- Instructions for the task -
Starting with the first line of the listing, quote each line exactly until and including the one with "import clsx from 'clsx';", leaving pictures out.
-------
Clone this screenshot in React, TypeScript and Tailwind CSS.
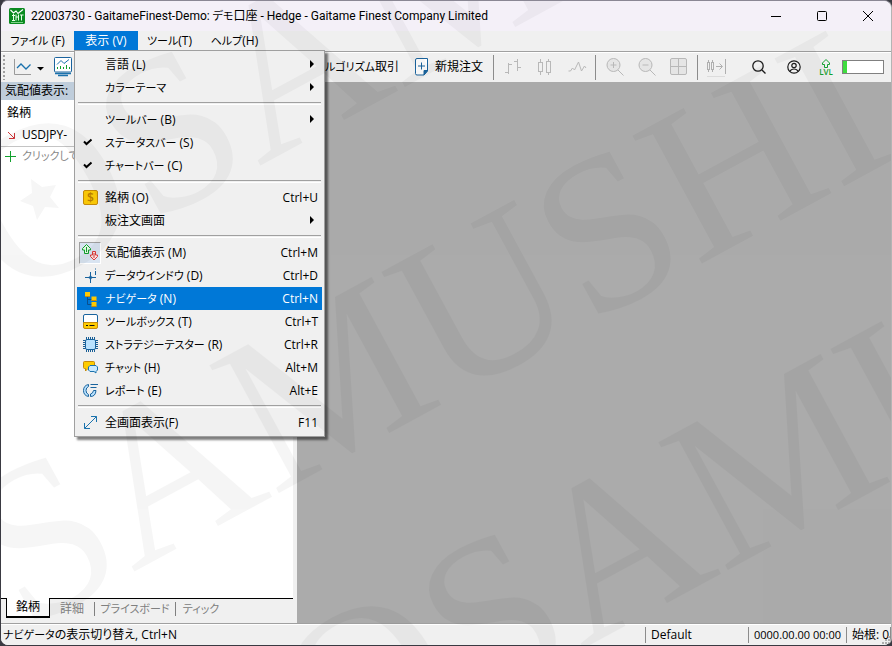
import { ReactNode } from 'react';
import clsx from 'clsx';

type MenuEntry = {
  label: string;
  shortcut?: string;
  icon?: ReactNode;
  submenu?: boolean;
  checked?: boolean;
  pressed?: boolean;
  active?: boolean;
};

// kana is set one step smaller than kanji and latin
function Label({ text }: { text: string }) {
  return (
    <>
      {text
        .split(/([ァ-ヶー]+)/)
        .filter(Boolean)
        .map((part, idx) =>
          /[ァ-ヶー]/.test(part) ? (
            <span key={idx} className="text-[11px]">
              {part}
            </span>
          ) : (
            part
          )
        )}
    </>
  );
}

function Icon({ children }: { children: ReactNode }) {
  return (
    <svg width="20" height="20" viewBox="0 0 20 20" fill="none">
      {children}
    </svg>
  );
}

const CoinIcon = (
  <Icon>
    <rect x="3.5" y="2.5" width="14" height="14" rx="1.5" fill="#f8c808" stroke="#c58a0a" />
    <text x="10.5" y="14" textAnchor="middle" fontSize="12" fontFamily="Open Sans" fontWeight="600" fill="#b97d00">
      $
    </text>
  </Icon>
);

const QuotesIcon = (
  <Icon>
    <path d="M6.500 1.500 2.500 5.500V7h2v3.500h4V7h2V5.500z" fill="#e4f6e4" stroke="#12a12e" />
    <path d="M6.500 4v5" stroke="#12a12e" />
    <path d="M12.500 8.500h3V12h2v1.500l-3.500 3.500-3.500-3.500V12h2z" fill="#fbe4e4" stroke="#dc3a3a" />
    <path d="M14 10v5" stroke="#dc3a3a" />
  </Icon>
);

const DataWindowIcon = (
  <Icon>
    <path d="M10.500 6v11M5 11.500h11" stroke="#1a649e" />
    <path d="m10.500 8.500 1 2 2 1-2 1-1 2-1-2-2-1 2-1z" fill="#1a649e" />
    <path d="M15.500 5v4M15.500 2.500v1" stroke="#1a649e" />
  </Icon>
);

const NavigatorIcon = (
  <Icon>
    <path d="M7.500 7v8.500H12M7.500 10.500H12" stroke="#0a4f8c" />
    <path d="M5 3h5v5H5zM11.500 7.500h5v4.500h-5zM11.500 13h5v4.500h-5z" fill="#ffc800" />
    <path d="M5 7.500h5M11.500 11.500h5M11.500 17.500h5" stroke="#c58a0a" />
  </Icon>
);

const ToolboxIcon = (
  <Icon>
    <path d="M3.500 11V4a1.500 1.500 0 0 1 1.500-1.500h11A1.500 1.500 0 0 1 17.500 4v7" fill="#fff" stroke="#1a649e" />
    <path d="M3.500 10.500h14V15a1.500 1.500 0 0 1-1.500 1.500H5A1.500 1.500 0 0 1 3.500 15z" fill="#ffcc00" stroke="#c58a0a" />
    <path d="M6 13.500h2M9.500 13.500h5" stroke="#111" />
  </Icon>
);

const ChipIcon = (
  <Icon>
    <path
      d="M6.500 2v15M8.500 2v15M10.500 2v15M12.500 2v15M14.500 2v15M3 5.500h15M3 7.500h15M3 9.500h15M3 11.500h15M3 13.500h15"
      stroke="#1a5e95"
    />
    <rect x="5.500" y="4.500" width="10" height="10" rx="1.500" fill="#b9e2ff" stroke="#1a649e" />
  </Icon>
);

const ChatIcon = (
  <Icon>
    <path
      d="M4.500 3.500h9a1 1 0 0 1 1 1v5a1 1 0 0 1-1 1H8L5.500 13v-2.500h-1a1 1 0 0 1-1-1v-5a1 1 0 0 1 1-1z"
      fill="#ffcc00"
      stroke="#c58a0a"
    />
    <path d="M10 7.500h6L17.500 9v3L16 13.500V15l-2-1.500h-4L8.500 12V9z" fill="#c9e9ff" stroke="#1a72ad" />
  </Icon>
);

const ReportIcon = (
  <Icon>
    <path d="M8.500 3.500q-5 1-5 6t5 6V13.500q-2.500-1-2.500-4t2.500-4z" fill="#b9e2ff" stroke="#1a649e" />
    <path d="M10.500 15.500q5 0 5.500-6h-2.500q-.5 3-3 3.500z" fill="#b9e2ff" stroke="#1a649e" />
    <path d="M10.500 3.500h7.500M10.500 6.500h6" stroke="#1a649e" />
  </Icon>
);

const FullscreenIcon = (
  <Icon>
    <path d="M4.500 15.500l12-12M11 3.500h5.500V9M4.500 10v5.500H10" stroke="#1a72ad" />
  </Icon>
);

const MENU_GROUPS: MenuEntry[][] = [
  [
    { label: '言語 (L)', submenu: true },
    { label: 'カラーテーマ', submenu: true }
  ],
  [
    { label: 'ツールバー (B)', submenu: true },
    { label: 'ステータスバー (S)', checked: true },
    { label: 'チャートバー (C)', checked: true }
  ],
  [
    { label: '銘柄 (O)', shortcut: 'Ctrl+U', icon: CoinIcon },
    { label: '板注文画面', submenu: true }
  ],
  [
    { label: '気配値表示 (M)', shortcut: 'Ctrl+M', icon: QuotesIcon, pressed: true },
    { label: 'データウインドウ (D)', shortcut: 'Ctrl+D', icon: DataWindowIcon },
    { label: 'ナビゲータ (N)', shortcut: 'Ctrl+N', icon: NavigatorIcon, active: true },
    { label: 'ツールボックス (T)', shortcut: 'Ctrl+T', icon: ToolboxIcon },
    { label: 'ストラテジーテスター (R)', shortcut: 'Ctrl+R', icon: ChipIcon },
    { label: 'チャット (H)', shortcut: 'Alt+M', icon: ChatIcon },
    { label: 'レポート (E)', shortcut: 'Alt+E', icon: ReportIcon }
  ],
  [{ label: '全画面表示(F)', shortcut: 'F11', icon: FullscreenIcon }]
];

function MenuItem({ item }: { item: MenuEntry }) {
  return (
    <button
      type="button"
      role="menuitem"
      className={clsx(
        'flex h-[23px] w-full items-center pl-0.5 pr-1 text-left',
        item.active && 'bg-[#0078d7] text-white'
      )}
    >
      <span
        className={clsx(
          'flex h-[22px] w-[22px] shrink-0 items-center justify-center',
          item.pressed && 'border border-b-white border-l-[#a0a0a0] border-r-white border-t-[#a0a0a0] bg-[#d9e4f1]'
        )}
      >
        {item.icon}
        {item.checked && (
          <svg width="20" height="20" viewBox="0 0 20 20" fill="none">
            <path d="M4 8.500l2.500 2.500 5-4.500" stroke="#000" strokeWidth="2" />
          </svg>
        )}
      </span>
      <span className="ml-1 flex-1 whitespace-nowrap">
        <Label text={item.label} />
      </span>
      {item.shortcut && <span>{item.shortcut}</span>}
      {item.submenu && (
        <svg width="10" height="10" viewBox="0 0 10 10">
          <path d="M2 0l4 4-4 4z" fill="#000" />
        </svg>
      )}
    </button>
  );
}

function ViewMenu() {
  return (
    <div
      role="menu"
      className="absolute left-0 top-full z-20 -mt-px w-[251px] border border-[#a0a0a0] bg-[#f0f0f0] p-0.5 text-black shadow-[3px_3px_2px_rgba(0,0,0,0.5)]"
    >
      {MENU_GROUPS.map((group, idx) => (
        <div key={idx}>
          {idx > 0 && <div className="mx-px my-[3px] h-[3px] border-y border-b-white border-t-[#a0a0a0]" />}
          {group.map(item => (
            <MenuItem key={item.label} item={item} />
          ))}
        </div>
      ))}
    </div>
  );
}

function TitleBar() {
  return (
    <header className="flex h-[30px] shrink-0 items-center bg-[#f4f0f8] pl-2">
      <svg width="16" height="16" viewBox="0 0 16 16" fill="none">
        <rect width="16" height="16" rx="1.500" fill="#0c8a22" />
        <path d="M1.500 2l3 3 2.500-2 2 2.500L14 1.500" stroke="#fff" strokeWidth="1.200" />
        <path d="M3 7.500h3M4.500 6v6M7 6.500v6M7 9h2.500M9.500 6.500v6M11 7h3.500M12.500 7v5.500M3 12.500h3" stroke="#e8ffe8" />
        <path d="M2 14.500h12" stroke="#7fd08a" />
      </svg>
      <h1 className="flex-1 whitespace-nowrap pl-1.5 font-['Roboto','Noto_Sans_CJK_JP',sans-serif]">
        <Label text="22003730 - GaitameFinest-Demo: デモ口座 - Hedge - Gaitame Finest Company Limited" />
      </h1>
      <button type="button" aria-label="最小化" className="flex h-full w-[46px] items-center justify-center">
        <svg width="12" height="12" viewBox="0 0 12 12" stroke="#000">
          <path d="M1 6.500h10" />
        </svg>
      </button>
      <button type="button" aria-label="最大化" className="flex h-full w-[46px] items-center justify-center">
        <svg width="12" height="12" viewBox="0 0 12 12" fill="none" stroke="#000">
          <rect x="1.500" y="1.500" width="9" height="9" rx="1" />
        </svg>
      </button>
      <button type="button" aria-label="閉じる" className="flex h-full w-[46px] items-center justify-center">
        <svg width="12" height="12" viewBox="0 0 12 12" stroke="#000">
          <path d="M1 1l10 10M11 1L1 11" />
        </svg>
      </button>
    </header>
  );
}

function MenuBar() {
  return (
    <nav className="flex h-5 shrink-0 bg-[#f0f0f0]">
      <button type="button" className="w-[73px] whitespace-nowrap">
        <Label text="ファイル (F)" />
      </button>
      <div className="relative">
        <button type="button" aria-expanded className="h-5 w-16 bg-[#0078d7] text-white">
          表示 (V)
        </button>
        <ViewMenu />
      </div>
      <button type="button" className="w-[63px] whitespace-nowrap">
        <Label text="ツール(T)" />
      </button>
      <button type="button" className="w-[67px] whitespace-nowrap">
        <Label text="ヘルプ(H)" />
      </button>
    </nav>
  );
}

function ToolButton({ label, className, children }: { label: string; className?: string; children: ReactNode }) {
  return (
    <button
      type="button"
      aria-label={label}
      className={clsx('flex h-7 w-8 shrink-0 items-center justify-center', className)}
    >
      {children}
    </button>
  );
}

function Divider() {
  return <div className="h-[25px] w-px shrink-0 bg-[#8c8c8c]" />;
}

function Toolbar() {
  return (
    <div className="flex h-[31px] shrink-0 items-center border-t border-[#a0a0a0] bg-[#f0f0f0] shadow-[inset_0_1px_0_#fff]">
      <div className="flex w-[249px] shrink-0 items-center">
        <svg width="6" height="26" viewBox="0 0 6 26">
          <path d="M3 1v25" stroke="#a0a0a0" strokeWidth="2" strokeDasharray="2 2" />
        </svg>
        <button type="button" aria-label="チャートの種類" className="ml-1.5 flex h-7 w-[34px] items-center">
          <svg width="34" height="20" viewBox="0 0 34 20" fill="none">
            <path d="M1.500 2v15.500H18" stroke="#9a9a9a" />
            <path d="M4 11l4-4 5 5 4.500-4.500" stroke="#1a72ad" strokeWidth="1.300" />
            <path d="M24 10h7l-3.500 3.500z" fill="#000" />
          </svg>
        </button>
        <button type="button" aria-label="チャート" className="ml-1.5 flex h-7 w-5 items-center">
          <svg width="20" height="20" viewBox="0 0 20 20" fill="none">
            <path d="M3 .5h14.500q1 0 1 1V14q0 1-1 1H2.500q-1 0-1-1V1.500q0-1 1-1z" fill="#fff" stroke="#1a649e" />
            <path d="M2 16.500h16M5 18.500h10" stroke="#1a72ad" strokeWidth="1.500" />
            <path d="M4 7.500l4-4 3 3 5-4" stroke="#1a72ad" />
            <path d="M4.500 10v2M7.500 9v3M10.500 10v2M13.500 8v4M16.500 10v2" stroke="#12a12e" />
          </svg>
        </button>
      </div>
      <button type="button" className="w-[149px] shrink-0 whitespace-nowrap text-right">
        <Label text="アルゴリズム取引" />
      </button>
      <button type="button" className="ml-4 flex w-[78px] shrink-0 items-center gap-1.5 whitespace-nowrap">
        <svg width="14" height="18" viewBox="0 0 14 18" fill="none">
          <path d="M2 .5h10.500V13L9 17H2q-1.500 0-1.500-1.500V2Q.5.5 2 .5z" fill="#fff" stroke="#1a649e" />
          <path d="M12.500 12.500H9V17z" fill="#1a649e" stroke="#1a649e" />
          <path d="M6.500 4.500v7M3 8h7" stroke="#1a649e" />
        </svg>
        新規注文
      </button>
      <Divider />
      <div className="flex w-[101px] shrink-0 justify-center">
        <ToolButton label="バーチャート">
          <svg width="20" height="20" viewBox="0 0 20 20" fill="none" stroke="#b8b8b8">
            <path d="M5.500 6v11M2 15.500h3M6 7.500h3M14.500 2v12M11 4.500h3M15 10.500h3" />
          </svg>
        </ToolButton>
        <ToolButton label="ローソク足">
          <svg width="20" height="20" viewBox="0 0 20 20" fill="none" stroke="#b8b8b8">
            <path d="M5.500 2v3M5.500 15v3M13.500 2v2M13.500 16v2" />
            <rect x="3.500" y="5.500" width="4" height="9" />
            <rect x="11.500" y="4.500" width="4" height="11" />
          </svg>
        </ToolButton>
        <ToolButton label="ラインチャート">
          <svg width="20" height="20" viewBox="0 0 20 20" fill="none" stroke="#b8b8b8">
            <path d="M1.500 14h2l2-3 2 2 4-8 3 9 3-5 1.500 2" />
          </svg>
        </ToolButton>
      </div>
      <Divider />
      <div className="flex w-[101px] shrink-0 justify-center">
        <ToolButton label="ズームイン">
          <svg width="20" height="20" viewBox="0 0 20 20" fill="none" stroke="#b8b8b8">
            <circle cx="8.500" cy="8" r="6.500" fill="#e6e6e6" />
            <path d="M13 13l5.500 5.500M8.500 5v6M5.500 8h6" />
          </svg>
        </ToolButton>
        <ToolButton label="ズームアウト">
          <svg width="20" height="20" viewBox="0 0 20 20" fill="none" stroke="#b8b8b8">
            <circle cx="8.500" cy="8" r="6.500" fill="#e6e6e6" />
            <path d="M13 13l5.500 5.500M5.500 8h6" />
          </svg>
        </ToolButton>
        <ToolButton label="整列">
          <svg width="20" height="20" viewBox="0 0 20 20" fill="none" stroke="#b8b8b8">
            <rect x="1.500" y="1.500" width="16" height="16" rx="1.500" fill="#e6e6e6" />
            <path d="M9.500 2v15M2 9.500h15" />
          </svg>
        </ToolButton>
      </div>
      <Divider />
      <ToolButton label="チャートシフト" className="ml-0.5">
        <svg width="20" height="20" viewBox="0 0 20 20" fill="none" stroke="#b0b0b0">
          <path d="M2.500 3v2M2.500 13v2M6.500 3v2M6.500 13v2M19.500 2v15M10 9.500h6M13.500 6.500l3 3-3 3" />
          <rect x="1.500" y="5.500" width="2" height="7" />
          <rect x="5.500" y="5.500" width="2" height="7" />
          <path d="M1 19.500h18" stroke="#dcdcdc" />
        </svg>
      </ToolButton>
      <div className="ml-auto flex shrink-0 items-center pr-[7px]">
        <ToolButton label="検索">
          <svg width="16" height="16" viewBox="0 0 16 16" fill="none" stroke="#1c1c1c" strokeWidth="1.300">
            <circle cx="7" cy="7" r="5.200" />
            <path d="M11 11l3.500 3.500" />
          </svg>
        </ToolButton>
        <ToolButton label="アカウント" className="ml-[3px]">
          <svg width="14" height="14" viewBox="0 0 14 14" fill="none" stroke="#1c1c1c" strokeWidth="1.200">
            <circle cx="7" cy="7" r="6.200" />
            <circle cx="7" cy="5.500" r="2.200" />
            <path d="M3 11.500q1-2.500 4-2.500t4 2.500" />
          </svg>
        </ToolButton>
        <ToolButton label="LVL">
          <svg width="16" height="18" viewBox="0 0 16 18" fill="none">
            <path d="M8 1.500L4.500 5v1.500h2V9.500h3V6.500h2V5z" stroke="#12a12e" />
            <text x="8" y="17" textAnchor="middle" fontSize="8" fontFamily="Open Sans" fontWeight="600" fill="#12a12e">
              LVL
            </text>
          </svg>
        </ToolButton>
        <div className="h-[14px] w-[42px] border border-[#808080] bg-white">
          <div className="h-full w-1 bg-[#3fdc3f]" />
        </div>
      </div>
    </div>
  );
}

function MarketWatch() {
  return (
    <section className="mr-1 flex w-[292px] shrink-0 flex-col bg-white">
      <h2 className="h-[18px] shrink-0 bg-[#bfcddb] pl-1 leading-[18px]">気配値表示:</h2>
      <table className="w-full text-left">
        <thead>
          <tr>
            <th className="h-[25px] pl-1.5 font-normal">銘柄</th>
          </tr>
        </thead>
        <tbody>
          <tr className="border-b border-[#c4c4c4]">
            <td className="h-[21px] pl-1.5">
              <span className="flex items-center gap-1.5">
                <svg width="9" height="9" viewBox="0 0 9 9" fill="none" stroke="#d13438">
                  <path d="M1 1l6.500 6.500M7.500 2v5.500H2" />
                </svg>
                USDJPY-
              </span>
            </td>
          </tr>
          <tr>
            <td className="h-5 pl-1 text-[11px] text-[#8a8a8a]">
              <span className="flex items-center gap-1.5">
                <svg width="11" height="11" viewBox="0 0 11 11" stroke="#12a12e">
                  <path d="M5.500 0v11M0 5.500h11" />
                </svg>
                クリックして
              </span>
            </td>
          </tr>
        </tbody>
      </table>
      <div role="tablist" className="mt-auto flex h-[25px] shrink-0 bg-[#f0f0f0] text-[#808080]">
        <div className="w-[5px] border-t border-black" />
        <button
          type="button"
          role="tab"
          aria-selected
          className="h-5 w-11 border-x border-b-2 border-black bg-white text-black"
        >
          銘柄
        </button>
        <div className="flex h-5 flex-1 items-center border-t border-black">
          <button type="button" role="tab" className="w-11">
            詳細
          </button>
          <div className="h-[14px] w-px bg-[#808080]" />
          <button type="button" role="tab" className="w-20 whitespace-nowrap">
            <Label text="プライスボード" />
          </button>
          <div className="h-[14px] w-px bg-[#808080]" />
          <button type="button" role="tab" className="w-[50px] whitespace-nowrap">
            <Label text="ティック" />
          </button>
        </div>
      </div>
    </section>
  );
}

function StatusBar() {
  return (
    <footer className="relative flex h-[22px] shrink-0 items-center whitespace-nowrap border-t border-[#a0a0a0] bg-[#f0f0f0] shadow-[inset_0_1px_0_#fff]">
      <p className="flex-1 pl-0.5">
        <Label text="ナビゲータの表示切り替え, Ctrl+N" />
      </p>
      <p className="w-[103px] border-l border-[#8c8c8c] pl-[5px]">Default</p>
      <p className="w-[98px] border-l border-[#8c8c8c] pl-[5px] text-[11px] leading-4">0000.00.00 00:00</p>
      <p className="w-[45px] overflow-hidden border-x border-[#8c8c8c] pl-[5px]">始根: 0</p>
      <svg className="absolute bottom-0 right-0" width="10" height="10" viewBox="0 0 10 10" fill="#b0b0b0">
        <path d="M7 1h2v2H7zM4 4h2v2H4zM7 4h2v2H7zM1 7h2v2H1zM4 7h2v2H4zM7 7h2v2H7z" />
      </svg>
    </footer>
  );
}

function Star({ className }: { className: string }) {
  return (
    <svg className={clsx('absolute', className)} width="44" height="44" viewBox="0 0 44 44">
      <path d="M12 1l11 8 14-2-6 12 9 11-14-1-8 13-4-14L1 23l12-8z" />
    </svg>
  );
}

function Watermark() {
  // rows turn around the start of their baseline
  const row = 'absolute origin-[0_186px] rotate-[-28.5deg] whitespace-nowrap';
  return (
    <div
      aria-hidden
      className="pointer-events-none absolute inset-0 z-30 overflow-hidden font-['Liberation_Serif',serif] text-[222px] leading-none opacity-[0.035]"
    >
      <span className={clsx(row, 'left-2 top-[115px]')}>OSAMUSHI</span>
      <span className={clsx(row, 'left-[-118px] top-[521px]')}>OSAMUSHI</span>
      <span className={clsx(row, 'left-[331px] top-[598px]')}>OSAMUSHI</span>
      <Star className="left-[18px] top-[177px]" />
      <Star className="left-[341px] top-[660px]" />
    </div>
  );
}

export default function App() {
  return (
    <div className="h-screen overflow-hidden bg-[#3a3a42] font-['Open_Sans','Noto_Sans_CJK_JP',sans-serif] text-xs text-black [font-feature-settings:'palt']">
      <div className="relative flex h-full flex-col overflow-hidden rounded-lg border border-b-[#3a3a42] border-l-[#3a3a42] border-r-[#b4b4b4] border-t-[#8a8794] bg-[#f0f0f0]">
        <TitleBar />
        <MenuBar />
        <Toolbar />
        <main className="flex min-h-0 flex-1">
          <MarketWatch />
          <div className="flex-1 bg-[#ababab]" />
        </main>
        <StatusBar />
        <Watermark />
      </div>
    </div>
  );
}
-------
- Answer below -
Clone this screenshot in React, TypeScript and Tailwind CSS.
import { ReactNode } from 'react';
import clsx from 'clsx';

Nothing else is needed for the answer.